= Stated task =
In the records that follow, the lines from the one containing "Write a component" to the one containing "import React from", inclusive, are to be given again exactly.

= Rows =
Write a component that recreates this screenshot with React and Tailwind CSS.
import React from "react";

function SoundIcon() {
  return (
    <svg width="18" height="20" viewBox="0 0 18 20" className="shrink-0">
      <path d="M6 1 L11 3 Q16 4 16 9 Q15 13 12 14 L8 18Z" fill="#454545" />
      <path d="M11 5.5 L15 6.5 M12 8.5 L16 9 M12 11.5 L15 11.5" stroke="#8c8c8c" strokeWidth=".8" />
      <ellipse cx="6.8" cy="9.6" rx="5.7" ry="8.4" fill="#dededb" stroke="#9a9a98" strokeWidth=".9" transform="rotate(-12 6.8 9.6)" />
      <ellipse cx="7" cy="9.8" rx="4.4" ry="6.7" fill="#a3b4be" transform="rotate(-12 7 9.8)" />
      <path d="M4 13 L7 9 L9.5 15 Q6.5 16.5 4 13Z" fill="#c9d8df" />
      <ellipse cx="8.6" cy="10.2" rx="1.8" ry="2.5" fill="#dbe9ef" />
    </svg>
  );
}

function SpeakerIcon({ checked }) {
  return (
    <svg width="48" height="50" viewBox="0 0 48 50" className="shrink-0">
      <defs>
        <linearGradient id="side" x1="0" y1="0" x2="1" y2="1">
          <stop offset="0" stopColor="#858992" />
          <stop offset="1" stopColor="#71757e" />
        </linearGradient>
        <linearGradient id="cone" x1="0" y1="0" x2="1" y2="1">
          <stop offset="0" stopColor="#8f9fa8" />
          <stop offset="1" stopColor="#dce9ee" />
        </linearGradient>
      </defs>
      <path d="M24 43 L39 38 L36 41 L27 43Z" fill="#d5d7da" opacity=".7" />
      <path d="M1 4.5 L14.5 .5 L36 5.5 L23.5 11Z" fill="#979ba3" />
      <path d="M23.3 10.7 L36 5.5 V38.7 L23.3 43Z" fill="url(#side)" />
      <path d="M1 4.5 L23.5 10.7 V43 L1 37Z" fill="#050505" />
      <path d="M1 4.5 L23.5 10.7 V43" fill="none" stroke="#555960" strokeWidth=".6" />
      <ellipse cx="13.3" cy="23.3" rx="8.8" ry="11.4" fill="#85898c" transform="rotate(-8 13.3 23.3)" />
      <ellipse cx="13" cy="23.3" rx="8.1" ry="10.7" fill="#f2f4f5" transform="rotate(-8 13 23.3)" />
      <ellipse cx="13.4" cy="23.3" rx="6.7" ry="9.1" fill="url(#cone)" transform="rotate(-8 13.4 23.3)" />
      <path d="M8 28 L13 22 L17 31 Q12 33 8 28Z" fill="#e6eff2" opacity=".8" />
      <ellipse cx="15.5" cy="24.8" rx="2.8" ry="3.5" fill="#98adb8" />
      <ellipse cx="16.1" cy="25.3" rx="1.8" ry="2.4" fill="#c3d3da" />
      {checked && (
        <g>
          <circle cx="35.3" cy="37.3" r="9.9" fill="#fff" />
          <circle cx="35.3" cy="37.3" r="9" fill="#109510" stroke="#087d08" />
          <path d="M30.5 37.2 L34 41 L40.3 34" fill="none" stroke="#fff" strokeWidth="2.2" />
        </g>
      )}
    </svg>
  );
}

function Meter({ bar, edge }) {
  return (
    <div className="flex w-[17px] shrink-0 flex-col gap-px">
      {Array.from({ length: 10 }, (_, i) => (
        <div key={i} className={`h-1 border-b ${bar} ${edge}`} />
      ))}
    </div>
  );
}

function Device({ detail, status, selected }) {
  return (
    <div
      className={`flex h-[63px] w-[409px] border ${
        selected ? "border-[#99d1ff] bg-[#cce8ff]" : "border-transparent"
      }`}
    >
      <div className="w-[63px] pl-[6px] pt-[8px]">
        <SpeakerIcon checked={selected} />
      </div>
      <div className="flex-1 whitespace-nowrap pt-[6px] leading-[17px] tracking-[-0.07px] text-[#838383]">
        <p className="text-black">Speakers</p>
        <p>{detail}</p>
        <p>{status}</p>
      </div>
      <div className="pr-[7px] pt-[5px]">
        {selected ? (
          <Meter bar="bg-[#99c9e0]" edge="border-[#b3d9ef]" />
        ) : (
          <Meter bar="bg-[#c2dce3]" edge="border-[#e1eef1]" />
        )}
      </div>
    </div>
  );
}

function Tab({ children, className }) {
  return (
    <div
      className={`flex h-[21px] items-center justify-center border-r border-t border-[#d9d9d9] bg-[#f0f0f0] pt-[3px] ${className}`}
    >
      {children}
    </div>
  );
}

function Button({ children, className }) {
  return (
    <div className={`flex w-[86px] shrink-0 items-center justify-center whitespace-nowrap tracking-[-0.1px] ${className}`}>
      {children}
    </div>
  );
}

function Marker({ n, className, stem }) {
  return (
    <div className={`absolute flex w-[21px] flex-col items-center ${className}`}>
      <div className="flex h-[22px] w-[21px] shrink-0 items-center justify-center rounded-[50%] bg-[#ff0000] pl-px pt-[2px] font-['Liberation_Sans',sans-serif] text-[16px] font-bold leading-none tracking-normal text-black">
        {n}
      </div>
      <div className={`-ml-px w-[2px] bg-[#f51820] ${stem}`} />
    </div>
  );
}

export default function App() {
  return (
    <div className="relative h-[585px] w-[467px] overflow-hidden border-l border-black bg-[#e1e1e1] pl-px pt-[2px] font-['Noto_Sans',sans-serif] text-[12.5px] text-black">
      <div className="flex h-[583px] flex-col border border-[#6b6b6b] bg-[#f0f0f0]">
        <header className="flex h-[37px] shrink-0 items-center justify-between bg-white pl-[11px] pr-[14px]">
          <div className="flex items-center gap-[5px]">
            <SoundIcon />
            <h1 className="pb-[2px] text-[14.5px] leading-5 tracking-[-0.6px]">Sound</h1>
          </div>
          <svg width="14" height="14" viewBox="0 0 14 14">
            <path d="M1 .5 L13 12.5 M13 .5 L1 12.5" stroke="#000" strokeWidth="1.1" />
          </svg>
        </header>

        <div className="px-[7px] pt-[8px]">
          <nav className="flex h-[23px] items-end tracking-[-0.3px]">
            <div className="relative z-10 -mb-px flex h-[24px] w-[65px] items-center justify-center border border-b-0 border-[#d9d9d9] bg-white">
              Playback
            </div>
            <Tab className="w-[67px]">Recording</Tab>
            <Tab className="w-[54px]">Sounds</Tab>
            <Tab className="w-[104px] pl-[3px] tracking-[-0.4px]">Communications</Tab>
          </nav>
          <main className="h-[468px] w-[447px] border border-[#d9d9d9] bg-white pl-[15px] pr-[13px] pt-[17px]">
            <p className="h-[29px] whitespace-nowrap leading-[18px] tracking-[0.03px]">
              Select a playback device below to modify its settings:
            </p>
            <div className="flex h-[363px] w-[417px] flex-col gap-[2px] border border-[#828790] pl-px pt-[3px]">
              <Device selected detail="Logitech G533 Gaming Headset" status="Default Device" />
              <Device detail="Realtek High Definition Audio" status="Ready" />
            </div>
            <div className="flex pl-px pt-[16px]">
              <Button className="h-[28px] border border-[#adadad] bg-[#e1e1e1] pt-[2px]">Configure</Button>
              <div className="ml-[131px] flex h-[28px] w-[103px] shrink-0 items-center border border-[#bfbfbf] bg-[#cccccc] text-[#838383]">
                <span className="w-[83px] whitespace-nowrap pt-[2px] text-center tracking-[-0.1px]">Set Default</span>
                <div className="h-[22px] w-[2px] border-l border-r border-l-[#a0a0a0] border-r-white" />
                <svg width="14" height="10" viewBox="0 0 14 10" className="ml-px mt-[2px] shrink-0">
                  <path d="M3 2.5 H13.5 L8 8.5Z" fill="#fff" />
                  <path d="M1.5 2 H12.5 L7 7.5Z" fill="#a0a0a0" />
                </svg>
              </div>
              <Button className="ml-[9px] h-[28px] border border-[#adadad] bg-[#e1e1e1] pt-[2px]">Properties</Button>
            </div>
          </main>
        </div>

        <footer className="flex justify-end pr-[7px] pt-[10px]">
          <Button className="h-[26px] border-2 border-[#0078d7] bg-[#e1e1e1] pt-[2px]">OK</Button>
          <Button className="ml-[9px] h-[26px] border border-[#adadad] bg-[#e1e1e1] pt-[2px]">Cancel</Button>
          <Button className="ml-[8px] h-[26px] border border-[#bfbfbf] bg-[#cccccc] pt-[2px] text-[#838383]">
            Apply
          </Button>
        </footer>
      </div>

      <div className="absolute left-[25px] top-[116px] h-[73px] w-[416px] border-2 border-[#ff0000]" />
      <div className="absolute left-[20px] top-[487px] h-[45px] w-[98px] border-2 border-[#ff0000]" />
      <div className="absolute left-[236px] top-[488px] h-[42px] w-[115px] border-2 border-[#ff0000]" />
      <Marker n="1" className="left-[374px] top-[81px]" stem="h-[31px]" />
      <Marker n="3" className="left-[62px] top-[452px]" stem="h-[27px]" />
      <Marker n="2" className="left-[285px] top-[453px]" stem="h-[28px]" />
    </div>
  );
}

* * *

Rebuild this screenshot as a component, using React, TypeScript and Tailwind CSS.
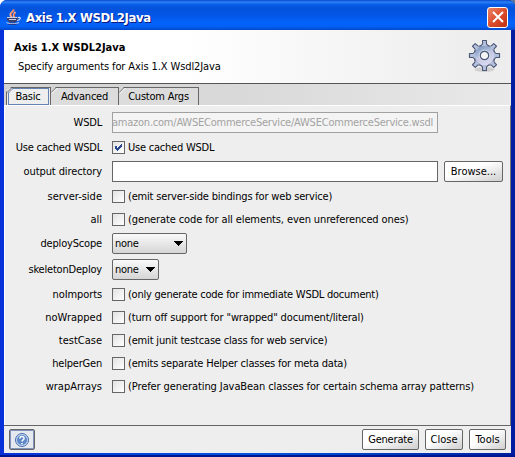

= Exercise result =
Write a component that recreates this screenshot with React and Tailwind CSS.
import React from "react";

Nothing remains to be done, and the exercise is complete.